Furthermore, evidence of merchant dissatisfaction – whether concerning integration complexities, the claims processing for lost or damaged goods, or adherence to Service Level Agreements (SLAs) – is a critical indicator of operational inefficiencies. These issues, often discussed in community forums or support channels, directly translate into higher operational costs, increased churn, and a widening gap between projected and actual burn rates. For instance, if a merchant’s fulfillment success rate drops due to issues with Shiprocket’s platform or delivery partners, they will either demand lower rates or seek alternatives, both of which negatively impact profitability and necessitate higher spending to retain them.
Opinionated Verdict
Zomato’s $100 million bet on Shiprocket is less a strategic fortification and more an aggressive bet on a capital-intensive future. The core mechanism of network aggregation in logistics is a known quantity, but its successful execution at scale, especially in a price-sensitive market like India, hinges on razor-thin margins and relentless operational efficiency.
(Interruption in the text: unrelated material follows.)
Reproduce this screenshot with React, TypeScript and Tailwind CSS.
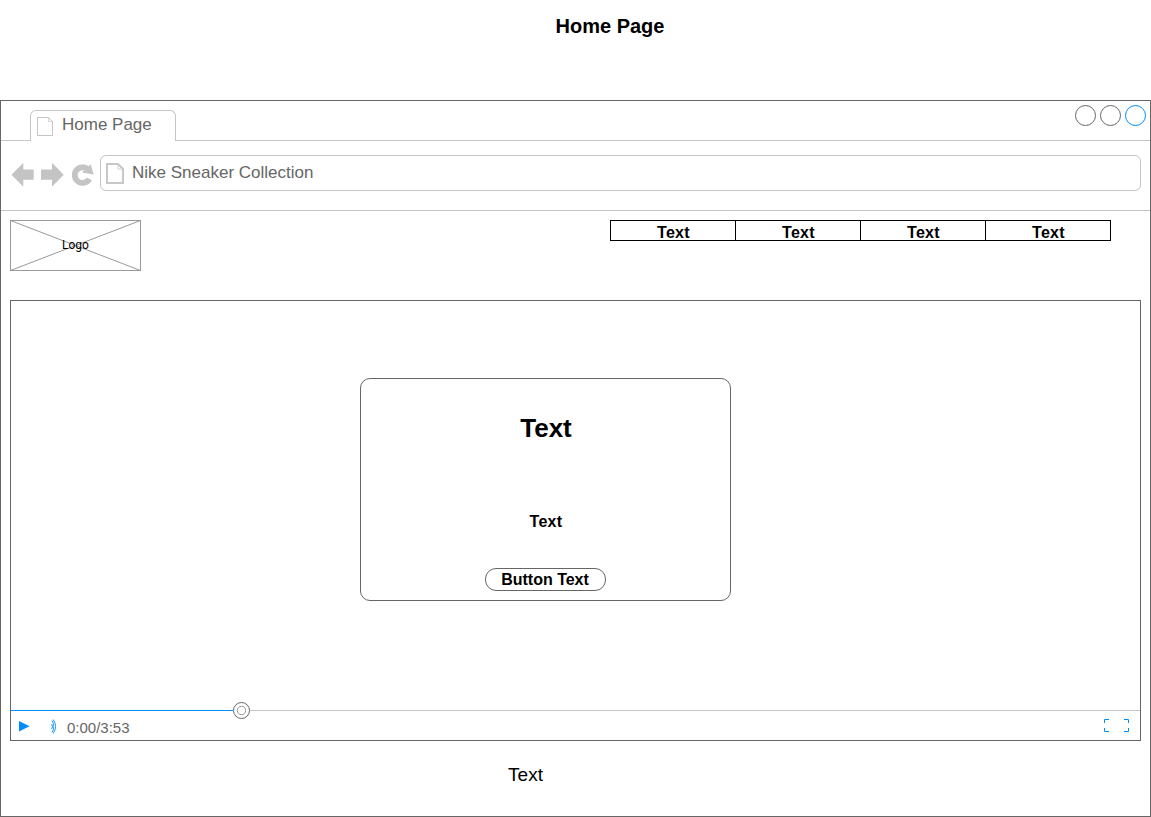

Without transparent, granular data on unit economics, competitive performance, and genuine synergistic integration, the projected burn rate is merely a forecast. The true test will be Shiprocket’s ability to move beyond its current operational footprint and achieve profitability, a feat that has proven elusive for many in this sector, regardless of valuation. Zomato has injected capital, but it has also inherited the complex, and potentially voracious, cost structure of Indian logistics. The question isn’t just if Shiprocket will burn cash, but how much and for how long before Zomato’s own P&L feels the strain.